# Synthesizer vs. various samples/vst?



## qkrzazzang (Dec 24, 2015)

I'm thinking of either getting a synthesizer or get midi controller with various sample sets/vst, like battery, absynth and such.

I'm a composer and want to arrange pop songs with virtual instruments.






These are some background tracks that I have in mind.
I guess the pro for getting a synthesizer is that I don't have to decide which sample sets to get, out of like thousands of them, but it is rather expensive compared to midi controller+samples.


----------



## einei (Dec 24, 2015)

if your aim is to produce kpop, your best bet are soft synths... The way it usually works is that A&R's send out briefs, with reference tracks etc. So you need to be flexible and be able to cover a wide spectrum of sounds. I think that Soft Synths are the easiest way (and cheapest) to do that.


----------



## qkrzazzang (Dec 24, 2015)

einei said:


> if your aim is to produce kpop, your best bet are soft synths... The way it usually works is that A&R's send out briefs, with reference tracks etc. So you need to be flexible and be able to cover a wide spectrum of sounds. I think that Soft Synths are the easiest way (and cheapest) to do that.



Thanks for the reply. Is reference track some sort of a sketch with general background track/accompaniment before it is arranged via virtual instruments?

Also, now that you're recommending soft synths, which one could you recommend that is very high end and that I can use it for a long term?

I also find hard to differentiate between soft synth and synth-sampled libraries (like ones which 8dio or Spitfire releases. Are these also considered as soft synth?).


----------



## einei (Dec 29, 2015)

Hey reference tracks are usually songs that should be taken as an inspiration for the track the record company needs.
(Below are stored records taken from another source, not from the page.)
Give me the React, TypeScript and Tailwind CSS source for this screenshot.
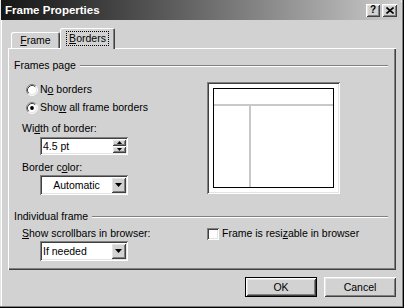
import React from "react";

const raised =
  "shadow-[inset_1px_1px_#ffffff,inset_-1px_-1px_#404040,inset_2px_2px_#e4e4e4,inset_-2px_-2px_#808080]";
const sunken =
  "shadow-[inset_1px_1px_#808080,inset_-1px_-1px_#ffffff,inset_2px_2px_#404040,inset_-2px_-2px_#e4e4e4]";

function Radio({ checked }: { checked?: boolean }) {
  return (
    <svg width="12" height="12" viewBox="0 0 12 12" className="shrink-0">
      <circle cx="6" cy="6" r="5" fill="#fff" />
      <path d="M2.11 9.89 A5.5 5.5 0 0 1 9.89 2.11" stroke="#808080" fill="none" />
      <path d="M9.89 2.11 A5.5 5.5 0 0 1 2.11 9.89" stroke="#fff" fill="none" />
      <path d="M2.82 9.18 A4.5 4.5 0 0 1 9.18 2.82" stroke="#404040" fill="none" />
      <path d="M9.18 2.82 A4.5 4.5 0 0 1 2.82 9.18" stroke="#e4e4e4" fill="none" />
      {checked && <circle cx="6" cy="6" r="1.9" fill="#000" />}
    </svg>
  );
}

function DownArrow() {
  return (
    <svg width="7" height="4" viewBox="0 0 7 4">
      <path d="M0 0 H7 L3.5 4 Z" fill="#000" />
    </svg>
  );
}

function Heading({ children }: { children: React.ReactNode }) {
  return (
    <div className="flex items-center h-[13px]">
      <span className="whitespace-nowrap">{children}</span>
      <div className="flex-1 ml-[4px] h-[2px] border-t border-b border-t-[#808080] border-b-white" />
    </div>
  );
}

function Select({ value, center }: { value: string; center?: boolean }) {
  return (
    <div className={`w-[88px] h-[20px] bg-white ${sunken} p-[2px] flex`}>
      <div className={`flex-1 flex items-center ${center ? "justify-center" : "pl-[1px]"}`}>{value}</div>
      <div className={`w-[15px] h-full bg-[#d2d2d2] ${raised} flex items-center justify-center`}>
        <DownArrow />
      </div>
    </div>
  );
}

export default function App() {
  return (
    <div
      className={`w-[404px] h-[308px] bg-[#d2d2d2] flex flex-col pl-[1px] pr-[3px] text-black text-[10.5px] leading-[13px] font-['Liberation_Sans',Arial,sans-serif] shadow-[inset_-1px_-1px_#000,inset_-2px_-2px_#808080,inset_1px_1px_#e4e4e4,inset_2px_2px_#fff]`}
    >
      {/* Title bar */}
      <div className="h-[20px] flex items-center justify-between bg-linear-to-r from-[#161616] via-[#6a6a6a] to-[#cdcdcd] pl-[4px] pr-[4px]">
        <span className="text-white font-bold text-[11.5px]">Frame Properties</span>
        <div className="flex gap-[2px]">
          <div className={`w-[14px] h-[13px] bg-[#d2d2d2] ${raised} flex items-center justify-center font-bold text-[10px] leading-none`}>?</div>
          <div className={`w-[15px] h-[13px] bg-[#d2d2d2] ${raised} flex items-center justify-center`}>
            <svg width="8" height="7" viewBox="0 0 8 7">
              <path d="M0.5 0.5 L7.5 6.5 M7.5 0.5 L0.5 6.5" stroke="#000" strokeWidth="1.6" />
            </svg>
          </div>
        </div>
      </div>

      {/* Tabs */}
      <div className="mt-[8px] h-[20px] flex items-end pl-[10px]">
        <div className="w-[49px] h-[16px] rounded-t-[2px] shadow-[inset_1px_1px_#ffffff,inset_-1px_0_#404040,inset_-2px_0_#808080] flex items-center justify-center pt-[1px]">
          <span>
            <span className="underline">F</span>rame
          </span>
        </div>
        <div className="relative z-10 w-[55px] h-[21px] -mb-[1px] bg-[#d2d2d2] rounded-t-[2px] shadow-[inset_1px_1px_#ffffff,inset_-1px_0_#404040,inset_-2px_0_#808080] flex items-start justify-center pt-[3px]">
          <span className="border border-dotted border-black px-[2px] leading-[13px]">
            <span className="underline">B</span>orders
          </span>
        </div>
      </div>

      {/* Panel */}
      <div className="ml-[7px] w-[388px] h-[222px] shadow-[inset_1px_1px_#ffffff,inset_-1px_-1px_#404040,inset_-2px_-2px_#808080] pl-[6px] pt-[11px] pr-[8px] flex flex-col">
        <Heading>Frames page</Heading>
        <div className="flex mt-[10px]">
          <div className="w-[193px] flex flex-col">
            <div className="flex items-center h-[13px] mt-[1px] pl-[12px]">
              <Radio />
              <span className="ml-[2px]">
                N<span className="underline">o</span> borders
              </span>
            </div>
            <div className="flex items-center h-[13px] mt-[5px] pl-[12px]">
              <Radio checked />
              <span className="ml-[2px]">
                Sho<span className="underline">w</span> all frame borders
              </span>
            </div>
            <div className="mt-[8px] pl-[8px] h-[13px]">
              Wi<span className="underline">d</span>th of border:
            </div>
            <div className={`mt-[2px] ml-[26px] w-[88px] h-[18px] bg-white ${sunken} p-[2px] flex`}>
              <div className="flex-1 flex items-center pl-[1px]">4.5 pt</div>
              <div className="w-[14px] flex flex-col">
                <div className={`flex-1 bg-[#d2d2d2] ${raised} flex items-center justify-center`}>
                  <svg width="5" height="3" viewBox="0 0 5 3">
                    <path d="M0 3 H5 L2.5 0 Z" fill="#000" />
                  </svg>
                </div>
                <div className={`flex-1 bg-[#d2d2d2] ${raised} flex items-center justify-center`}>
                  <svg width="5" height="3" viewBox="0 0 5 3">
                    <path d="M0 0 H5 L2.5 3 Z" fill="#000" />
                  </svg>
                </div>
              </div>
            </div>
            <div className="mt-[6px] pl-[8px] h-[13px]">
              Border c<span className="underline">o</span>lor:
            </div>
            <div className="mt-[1px] ml-[26px]">
              <Select value="Automatic" center />
            </div>
          </div>
          <div className={`w-[133px] h-[112px] bg-white ${sunken} p-[6px]`}>
            <div className="w-full h-full border border-black flex flex-col">
              <div className="h-[17px] border-b-2 border-[#c8c8c8]" />
              <div className="flex-1 flex">
                <div className="w-[37px] border-r-2 border-[#c8c8c8]" />
              </div>
            </div>
          </div>
        </div>

        <div className="mt-[15px]">
          <Heading>Individual frame</Heading>
        </div>
        <div className="flex">
          <div className="w-[193px] flex flex-col">
            <div className="mt-[4px] pl-[8px] h-[13px]">
              <span className="underline">S</span>how scrollbars in browser:
            </div>
            <div className="mt-[1px] ml-[26px]">
              <Select value="If needed" />
            </div>
          </div>
          <div className="flex items-center h-[13px] mt-[4px]">
            <div className={`w-[12px] h-[12px] bg-white ${sunken}`} />
            <span className="ml-[3px]">
              Frame is resi<span className="underline">z</span>able in browser
            </span>
          </div>
        </div>
      </div>

      {/* Buttons */}
      <div className="mt-[7px] flex justify-end gap-[7px] pr-[5px]">
        <div className={`w-[72px] h-[20px] border border-black ${raised} flex items-center justify-center`}>OK</div>
        <div className={`w-[72px] h-[20px] ${raised} flex items-center justify-center`}>Cancel</div>
      </div>
    </div>
  );
}
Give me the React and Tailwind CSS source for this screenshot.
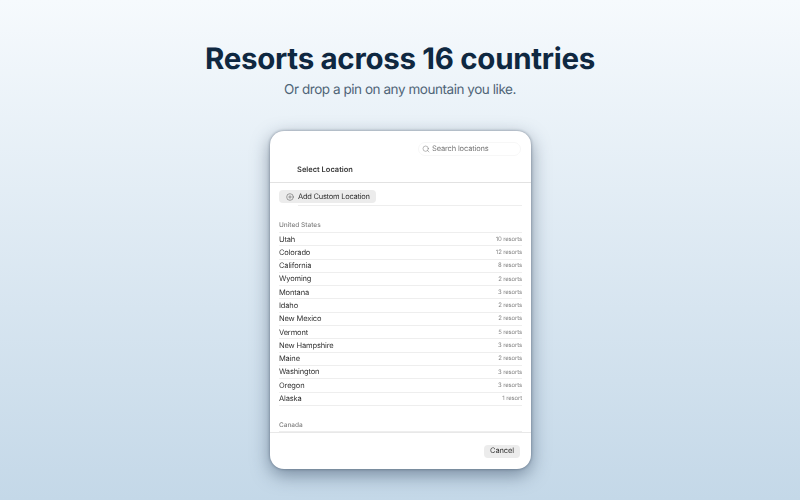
import { Search, CirclePlus } from 'lucide-react';

const usStates = [
  ['Utah', '10 resorts'],
  ['Colorado', '12 resorts'],
  ['California', '8 resorts'],
  ['Wyoming', '2 resorts'],
  ['Montana', '3 resorts'],
  ['Idaho', '2 resorts'],
  ['New Mexico', '2 resorts'],
  ['Vermont', '5 resorts'],
  ['New Hampshire', '3 resorts'],
  ['Maine', '2 resorts'],
  ['Washington', '3 resorts'],
  ['Oregon', '3 resorts'],
  ['Alaska', '1 resort'],
];

export default function App() {
  return (
    <div className="h-[500px] w-[800px] overflow-hidden flex flex-col items-center bg-gradient-to-b from-[#f6fafd] to-[#c4d8e8] font-['Inter',sans-serif] [text-rendering:geometricPrecision]">
      <h1 className="mt-[39px] h-[40px] text-[29.5px] leading-[40px] font-bold tracking-[-0.3px] whitespace-nowrap text-[#0f2841]">
        Resorts across 16 countries
      </h1>
      <p className="mt-[1px] h-[20px] text-[13.5px] leading-[20px] tracking-[-0.45px] whitespace-nowrap text-[#4f6477]">Or drop a pin on any mountain you like.</p>

      {/* Dialog */}
      <div className="mt-[31px] w-[261px] h-[338px] flex flex-col bg-white rounded-[14px] shadow-[0_6px_18px_rgba(40,60,85,0.5),0_0_3px_rgba(40,50,70,0.5)] overflow-hidden [will-change:transform]">
        <div className="h-[52px] border-b border-[#e2e2e2] shrink-0 flex flex-col">
          <div className="h-[25px] flex justify-end pr-[10px] pt-[11px]">
            <div className="w-[103px] h-[14px] flex items-center gap-[2px] pl-[3px] rounded-[7px] border border-[#f7f7f7] text-[7.5px] tracking-[-0.15px] whitespace-nowrap text-[#777]">
              <Search size={8} strokeWidth={1.5} />
              <span>Search locations</span>
            </div>
          </div>
          <div className="pl-[27px] mt-[7px] text-[7.5px] leading-[14px] font-semibold whitespace-nowrap text-[#3a3a3a]">Select Location</div>
        </div>

        <div className="flex-1 overflow-hidden px-[9px] pt-[7px]">
          <div className="w-[97px] h-[13px] flex items-center gap-[4px] pl-[7px] rounded-[4px] bg-[#ececec] text-[7.5px] tracking-[-0.25px] whitespace-nowrap text-[#333]">
            <CirclePlus size={8} strokeWidth={1.3} />
            <span>Add Custom Location</span>
          </div>
          <div className="mt-[2px] ml-[19px] h-[1px] bg-[#eeeeee]" />

          <div className="mt-[14px] h-[12px] text-[6.5px] leading-[10px] font-medium text-[#808080]">United States</div>
          <div className="border-t border-[#eeeeee]">
            {usStates.map(([name, count]) => (
              <div key={name} className="h-[13.3px] flex items-center justify-between border-b border-[#eeeeee] text-[7.5px] tracking-[-0.15px] whitespace-nowrap">
                <span className="text-[#333]">{name}</span>
                <span className="text-[6px] text-[#888]">{count}</span>
              </div>
            ))}
          </div>
          <div className="mt-[14px] h-[11px] text-[6.5px] leading-[10px] font-medium text-[#808080]">Canada</div>
          <div className="border-t border-[#eeeeee]" />
        </div>

        <div className="h-[37px] border-t border-[#e8e8e8] shrink-0 flex justify-end items-center pr-[11px]">
          <div className="w-[36px] h-[13px] rounded-[4px] bg-[#ececec] flex items-center justify-center text-[7.5px] tracking-[-0.1px] text-[#333]">Cancel</div>
        </div>
      </div>
    </div>
  );
}
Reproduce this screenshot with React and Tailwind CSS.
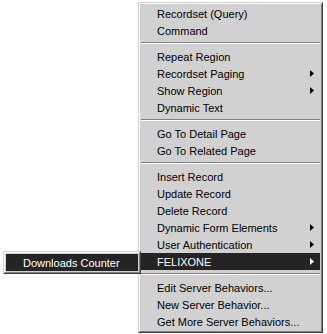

Usually a bunch of Youtube links which they send with the brief... Personally I don't come across a lot of requests from A&R's to just produce tracks. But it depends on who you are working with. If you are working with other songwriters they might want you to do that.


----------



## chimuelo (Dec 29, 2015)

Check out Lady GaGa's favorite soft guy known as "Big Red" that wrote an entire production run on a MacBook using Logic X.
Real synths especially analog rigs have distinct advantages but aren't noticable in a busy dance groove where pulsating rhythms are the predominant factor.
In that case you want synths with well a designed GUI for putting together ideas quickly.
Big Red is an excellent example of getting ideas recorded quickly.
Also check out here for guys using Logic"s EXS Sampler.
Probably the most mature sampler on any platform.
Seems to be a great resource on large projects.


----------



## einei (Dec 29, 2015)

+1 at what Chimuelo said. As suggested in the other thread get yourself something like omnisphere which covers a lot of ground and start working on your production (not only vi-s but also vocals) and mixing skills. If you are serious about doing kpop you really need to be able to deliver a professional sounding full track in very short time. The synths don't really matter that much. It's all in the songwriting and your production skills. If you have DAW such as Logic, you don't need a lot of extra stuff in the beginning.


----------



## passsacaglia (Jan 16, 2016)

Hi there! I would defenitely recommend the Korg M1 synth which is a GOD in samples and classic sounds from the 70's-> today, artists have been using that for ages and it would be one of the best add-on vst's to your daw!
Extremely cheap for what you get and, you will not regret your purchase, I can promise that.
Check all youtube-videos of demos etc, the hardware one and also the software one.
Some midi keyboards have "pads" on them which can control drums etc to your sampler, or you could buy a Maschine mikro from Native Instruments


----------